Eserleri. Abdülkerim Emrullah’ın yirmi yedi kitabından bazıları şunlardır:
1. İzḥâru esâṭîri’l-muḍillîn (Sungai Batang 1906). İlk kitabı olup şirke ve tasavvufa dair görüş ve eleştirilerini içerir. 1906’da Mekke dönüşünden hemen sonra yazılmıştır.
2. ʿUmdetü’l-enâm fî ʿilmi’l-kelâm (Sungai Batang 1908). Allah’ın yirmi sıfatı hakkında olup tevhidi ele alır.
3. Riḳābü’l-mülḥidîn (Sungai Batang 1910). Minangkabau bölgesindeki Nakşibendiyye tarikatının uygulamalarıyla ilgilidir.
4. Sülelü’l-uṣûl (Sungai Batang 1914). Usûl-i fıkıh hakkındadır.
5. el-İfṣâḥ (Sungai Batang 1919). Nikâha dairdir.
6. el-Burhân (Sungai Batang 1922). Amme cüzünün tefsiridir.
7. en-Nidâ (Sungai Batang 1922). Cemaatle namaz kılmanın fazileti hakkındadır.
8. el-Ḳavlü’ṣ-ṣaḥîḥ (2. bs., Djogjakarta 1926). Eserde sahih ve mevzû rivayetler ele alınır.
9. Cermin Terus (Sungai Batang 1929). Kadınlar hakkındaki görüşlerini içerir.
10. Kitab Cermin Terus: Berguna untuk Pengurus-Penglihat Jalan yang Lurus (Fort de Kock 1929-1930). Bir önceki eserin genişletilmiş şeklidir.
11. Sendi Aman Tiang Selamat (Sungai Batang 1930). Ahlâk ve dinî hayata dairdir.
12. el-Ferâʾiż (Sungai Batang 1932).
13. el-Beṣâʾir (Sungai Batang 1938). Müellif bu eserinde Cermin Terus ve Pelita adlı kitaplarındaki görüşleri savunur ve bazı çağdaşlarının eleştirilerine cevap verir.
14. el-Kevâkibü’d-dürriyye (1940). Endonezya dilinde cuma hutbesi okunmasını yasaklayan bir Bugili âlimin görüşü eleştirilir.

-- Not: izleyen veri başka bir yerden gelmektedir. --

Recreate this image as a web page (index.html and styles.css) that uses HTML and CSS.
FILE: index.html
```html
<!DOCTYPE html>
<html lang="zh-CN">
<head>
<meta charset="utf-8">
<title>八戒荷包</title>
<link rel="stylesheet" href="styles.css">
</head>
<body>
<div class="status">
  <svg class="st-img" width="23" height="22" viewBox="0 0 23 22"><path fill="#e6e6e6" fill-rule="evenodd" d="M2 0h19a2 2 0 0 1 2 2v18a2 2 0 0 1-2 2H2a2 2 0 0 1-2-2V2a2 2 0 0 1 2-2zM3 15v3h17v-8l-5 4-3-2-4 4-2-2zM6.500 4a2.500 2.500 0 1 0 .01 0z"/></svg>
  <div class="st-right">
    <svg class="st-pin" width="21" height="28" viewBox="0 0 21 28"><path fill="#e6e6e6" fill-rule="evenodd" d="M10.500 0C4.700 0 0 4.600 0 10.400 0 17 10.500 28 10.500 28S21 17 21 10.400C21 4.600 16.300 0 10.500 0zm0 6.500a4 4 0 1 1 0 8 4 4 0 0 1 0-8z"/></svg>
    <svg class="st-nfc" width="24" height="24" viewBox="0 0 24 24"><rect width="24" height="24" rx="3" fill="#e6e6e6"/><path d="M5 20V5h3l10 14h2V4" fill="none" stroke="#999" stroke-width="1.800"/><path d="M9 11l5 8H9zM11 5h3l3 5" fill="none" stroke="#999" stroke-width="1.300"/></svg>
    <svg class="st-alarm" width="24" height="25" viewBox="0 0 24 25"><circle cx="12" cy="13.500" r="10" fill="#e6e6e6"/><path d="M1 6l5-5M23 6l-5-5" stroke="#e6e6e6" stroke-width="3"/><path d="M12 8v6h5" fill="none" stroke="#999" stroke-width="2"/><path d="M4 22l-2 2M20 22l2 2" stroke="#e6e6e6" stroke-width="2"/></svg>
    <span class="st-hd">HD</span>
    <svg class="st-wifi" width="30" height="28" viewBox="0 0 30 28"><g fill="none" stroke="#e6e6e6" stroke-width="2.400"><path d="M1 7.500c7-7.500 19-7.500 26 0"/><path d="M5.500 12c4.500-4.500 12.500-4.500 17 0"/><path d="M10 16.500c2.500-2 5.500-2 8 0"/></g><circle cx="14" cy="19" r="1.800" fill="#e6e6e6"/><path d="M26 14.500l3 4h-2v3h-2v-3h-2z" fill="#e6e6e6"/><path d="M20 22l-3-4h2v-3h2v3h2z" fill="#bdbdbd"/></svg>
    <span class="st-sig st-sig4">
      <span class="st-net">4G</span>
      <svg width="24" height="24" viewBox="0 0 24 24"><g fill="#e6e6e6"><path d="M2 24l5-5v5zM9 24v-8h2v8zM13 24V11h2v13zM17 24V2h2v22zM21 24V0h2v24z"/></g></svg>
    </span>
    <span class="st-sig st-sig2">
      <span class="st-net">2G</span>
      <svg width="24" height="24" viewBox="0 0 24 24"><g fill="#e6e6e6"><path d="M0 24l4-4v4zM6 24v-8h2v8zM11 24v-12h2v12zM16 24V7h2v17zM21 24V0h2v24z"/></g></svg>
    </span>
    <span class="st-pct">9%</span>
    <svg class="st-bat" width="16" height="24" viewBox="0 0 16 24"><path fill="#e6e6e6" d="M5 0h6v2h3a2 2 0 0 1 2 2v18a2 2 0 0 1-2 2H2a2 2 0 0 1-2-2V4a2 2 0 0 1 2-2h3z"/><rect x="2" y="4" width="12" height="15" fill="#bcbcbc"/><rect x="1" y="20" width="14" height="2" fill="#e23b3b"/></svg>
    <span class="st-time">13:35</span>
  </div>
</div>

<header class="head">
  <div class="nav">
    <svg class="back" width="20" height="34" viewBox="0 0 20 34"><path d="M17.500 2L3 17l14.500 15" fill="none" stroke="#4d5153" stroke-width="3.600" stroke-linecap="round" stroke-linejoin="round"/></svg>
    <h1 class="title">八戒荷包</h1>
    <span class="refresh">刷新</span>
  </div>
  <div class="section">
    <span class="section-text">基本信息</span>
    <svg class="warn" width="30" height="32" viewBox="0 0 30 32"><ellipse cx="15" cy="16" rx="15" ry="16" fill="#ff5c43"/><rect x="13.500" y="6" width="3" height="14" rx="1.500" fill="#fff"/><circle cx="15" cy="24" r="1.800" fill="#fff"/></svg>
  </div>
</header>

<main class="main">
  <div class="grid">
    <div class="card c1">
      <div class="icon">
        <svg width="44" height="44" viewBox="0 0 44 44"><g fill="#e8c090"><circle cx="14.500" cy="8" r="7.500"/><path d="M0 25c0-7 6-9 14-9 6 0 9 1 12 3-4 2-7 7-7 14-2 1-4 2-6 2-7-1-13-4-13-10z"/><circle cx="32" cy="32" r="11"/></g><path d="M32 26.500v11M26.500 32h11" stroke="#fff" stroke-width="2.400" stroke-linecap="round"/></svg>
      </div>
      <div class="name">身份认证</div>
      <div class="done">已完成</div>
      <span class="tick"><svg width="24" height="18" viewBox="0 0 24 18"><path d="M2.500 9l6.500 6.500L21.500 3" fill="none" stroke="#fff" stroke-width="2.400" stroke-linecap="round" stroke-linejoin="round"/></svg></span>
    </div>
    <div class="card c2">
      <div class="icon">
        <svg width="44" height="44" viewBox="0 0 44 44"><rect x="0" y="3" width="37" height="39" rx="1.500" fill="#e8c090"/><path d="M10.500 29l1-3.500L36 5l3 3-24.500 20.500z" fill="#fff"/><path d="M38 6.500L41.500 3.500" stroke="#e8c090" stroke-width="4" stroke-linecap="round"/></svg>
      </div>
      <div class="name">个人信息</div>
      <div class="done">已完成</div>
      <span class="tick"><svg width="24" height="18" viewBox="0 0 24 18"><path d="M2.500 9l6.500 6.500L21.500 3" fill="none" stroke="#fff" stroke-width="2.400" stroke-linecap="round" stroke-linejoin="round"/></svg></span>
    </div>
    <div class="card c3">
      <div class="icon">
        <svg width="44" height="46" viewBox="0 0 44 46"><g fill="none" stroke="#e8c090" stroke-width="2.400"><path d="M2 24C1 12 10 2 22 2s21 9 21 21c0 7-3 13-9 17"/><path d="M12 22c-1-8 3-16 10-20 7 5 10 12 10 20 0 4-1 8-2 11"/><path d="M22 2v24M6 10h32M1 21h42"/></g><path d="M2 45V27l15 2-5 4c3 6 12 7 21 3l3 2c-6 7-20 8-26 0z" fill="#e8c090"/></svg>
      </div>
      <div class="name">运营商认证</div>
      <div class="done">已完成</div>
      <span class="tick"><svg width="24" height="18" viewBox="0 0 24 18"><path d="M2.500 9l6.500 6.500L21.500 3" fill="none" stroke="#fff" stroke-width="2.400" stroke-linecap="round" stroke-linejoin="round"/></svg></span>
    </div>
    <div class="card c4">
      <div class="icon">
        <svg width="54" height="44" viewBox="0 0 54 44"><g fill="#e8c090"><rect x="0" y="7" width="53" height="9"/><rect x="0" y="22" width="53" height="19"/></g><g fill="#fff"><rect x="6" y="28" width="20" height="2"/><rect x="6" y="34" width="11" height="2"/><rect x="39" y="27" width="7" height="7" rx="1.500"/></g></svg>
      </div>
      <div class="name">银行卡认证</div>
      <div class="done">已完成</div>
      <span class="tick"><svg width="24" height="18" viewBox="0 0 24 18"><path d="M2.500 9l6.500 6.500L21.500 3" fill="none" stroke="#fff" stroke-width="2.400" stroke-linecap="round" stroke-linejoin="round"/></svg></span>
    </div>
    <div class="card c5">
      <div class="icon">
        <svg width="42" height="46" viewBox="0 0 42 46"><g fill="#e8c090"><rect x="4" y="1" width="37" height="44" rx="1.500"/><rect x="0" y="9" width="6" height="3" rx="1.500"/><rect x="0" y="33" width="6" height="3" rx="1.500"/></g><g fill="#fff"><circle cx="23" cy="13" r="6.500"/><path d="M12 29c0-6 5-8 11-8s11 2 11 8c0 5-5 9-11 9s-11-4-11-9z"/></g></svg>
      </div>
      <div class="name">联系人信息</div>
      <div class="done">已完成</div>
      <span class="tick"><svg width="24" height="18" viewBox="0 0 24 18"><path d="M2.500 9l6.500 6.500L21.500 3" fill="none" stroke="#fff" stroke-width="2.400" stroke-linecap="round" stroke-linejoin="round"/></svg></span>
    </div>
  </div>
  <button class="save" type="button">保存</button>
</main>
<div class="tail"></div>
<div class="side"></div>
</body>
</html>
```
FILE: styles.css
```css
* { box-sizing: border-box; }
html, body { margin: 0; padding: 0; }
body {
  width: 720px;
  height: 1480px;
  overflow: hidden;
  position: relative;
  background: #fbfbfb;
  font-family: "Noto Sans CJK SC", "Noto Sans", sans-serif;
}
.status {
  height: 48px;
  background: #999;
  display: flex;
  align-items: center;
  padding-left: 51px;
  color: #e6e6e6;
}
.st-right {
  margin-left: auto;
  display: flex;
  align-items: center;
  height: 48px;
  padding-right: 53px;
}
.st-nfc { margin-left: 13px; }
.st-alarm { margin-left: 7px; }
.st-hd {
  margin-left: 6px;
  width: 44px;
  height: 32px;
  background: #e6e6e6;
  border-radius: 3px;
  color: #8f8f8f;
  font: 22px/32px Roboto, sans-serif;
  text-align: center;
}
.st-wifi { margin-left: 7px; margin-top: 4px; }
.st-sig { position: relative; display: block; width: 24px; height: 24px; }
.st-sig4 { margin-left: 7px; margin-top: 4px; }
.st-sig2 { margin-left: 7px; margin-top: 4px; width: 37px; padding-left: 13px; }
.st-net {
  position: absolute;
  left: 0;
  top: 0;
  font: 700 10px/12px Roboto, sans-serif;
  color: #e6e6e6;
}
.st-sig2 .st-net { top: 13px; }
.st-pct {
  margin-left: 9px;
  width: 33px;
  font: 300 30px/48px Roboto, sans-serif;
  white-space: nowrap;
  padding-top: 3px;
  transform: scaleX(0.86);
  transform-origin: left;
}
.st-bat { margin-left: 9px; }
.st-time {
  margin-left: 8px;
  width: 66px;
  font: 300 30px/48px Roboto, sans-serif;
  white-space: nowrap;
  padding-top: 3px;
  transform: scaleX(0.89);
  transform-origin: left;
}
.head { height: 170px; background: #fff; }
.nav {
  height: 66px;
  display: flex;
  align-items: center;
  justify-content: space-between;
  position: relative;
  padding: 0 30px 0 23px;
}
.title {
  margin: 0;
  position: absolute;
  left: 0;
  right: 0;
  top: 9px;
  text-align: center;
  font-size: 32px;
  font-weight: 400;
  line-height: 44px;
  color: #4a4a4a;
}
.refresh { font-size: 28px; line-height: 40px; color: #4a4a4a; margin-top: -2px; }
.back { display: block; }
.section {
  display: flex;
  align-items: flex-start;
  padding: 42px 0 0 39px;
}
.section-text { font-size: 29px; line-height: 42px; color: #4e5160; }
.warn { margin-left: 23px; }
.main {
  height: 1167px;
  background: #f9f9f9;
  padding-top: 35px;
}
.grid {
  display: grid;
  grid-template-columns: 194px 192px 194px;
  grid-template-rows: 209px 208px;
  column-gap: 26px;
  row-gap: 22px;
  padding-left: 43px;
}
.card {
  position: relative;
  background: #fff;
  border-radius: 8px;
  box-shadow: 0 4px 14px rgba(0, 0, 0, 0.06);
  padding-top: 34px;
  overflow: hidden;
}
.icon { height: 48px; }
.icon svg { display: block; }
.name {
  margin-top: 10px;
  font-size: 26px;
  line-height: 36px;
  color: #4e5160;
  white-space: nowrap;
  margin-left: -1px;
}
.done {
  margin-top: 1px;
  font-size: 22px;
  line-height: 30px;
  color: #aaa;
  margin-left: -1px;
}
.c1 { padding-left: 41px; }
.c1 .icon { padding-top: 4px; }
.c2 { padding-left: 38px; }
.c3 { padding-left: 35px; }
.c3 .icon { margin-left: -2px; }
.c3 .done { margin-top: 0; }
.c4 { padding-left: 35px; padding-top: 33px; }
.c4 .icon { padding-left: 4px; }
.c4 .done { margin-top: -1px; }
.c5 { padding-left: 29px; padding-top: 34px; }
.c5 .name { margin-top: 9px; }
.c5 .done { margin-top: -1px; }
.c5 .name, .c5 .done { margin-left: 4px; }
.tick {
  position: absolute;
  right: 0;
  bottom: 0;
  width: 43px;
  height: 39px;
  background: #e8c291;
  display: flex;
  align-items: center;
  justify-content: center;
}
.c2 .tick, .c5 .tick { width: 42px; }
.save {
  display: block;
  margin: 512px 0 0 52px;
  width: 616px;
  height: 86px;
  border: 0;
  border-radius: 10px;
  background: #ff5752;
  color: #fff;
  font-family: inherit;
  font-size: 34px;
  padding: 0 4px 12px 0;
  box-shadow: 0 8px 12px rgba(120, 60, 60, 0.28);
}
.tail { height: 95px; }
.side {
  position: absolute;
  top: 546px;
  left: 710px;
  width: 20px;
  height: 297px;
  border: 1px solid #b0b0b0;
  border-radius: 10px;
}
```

15. Pengantar Usul Fıqh (Jakarta 1966). Fıkıh usulüne dair en önemli eseri olup daha sonra oğlu Hamka tarafından yayımlanmıştır.
BİBLİYOGRAFYA
Hamka [Haji Abdul Malik Karim Amrullah], Ajahku: Riwayat Hidup Dr. H. Abdul Karim Amrullah dan Perjuangan Kaum Agama di Sumatera, Djakarta 1958.
H. J. Benda, The Crescent and the Rising Sun: Indonesian Islam under the Japanese Occupation (1942-1945), The Hague 1958, s. 76, 107, 123-124.
Taufik Abdullah, Schools and Politics: The Kaum Muda Movement in West Sumatra (1927-1933), Ithaca 1971, s. 34-35, 38-39, 72-73, 76, 113, 146, 220.
a.mlf., “Abdul Karim Amrullah”, The Encyclopaedia of Islam Three, Leiden 2007, fas. 1, s. 9-10.
D. Noer, The Modernist Muslim Movement in Indonesia: 1900-1942, Singapore 1973, s. 37-39, 44, 48-49, 77, 208-209, 264.
M. F. Laffan, Islamic Nationhood and Colonial Indonesia: The Umma below the Winds, London-New York 2003, s. 108-109, 171-174, 213-214.
Murni Jamal, “The Origin of the Islamic Reform Movement in Minangkabau: Life and Thought of Abdul Karim Amrullah”, Studia Islamika, V/3, Jakarta 1998, s. 1-45.
“Karim Amrullah, Haji Abdul”, Ensiklopedi Islam, Jakarta 1999, III, 15-18.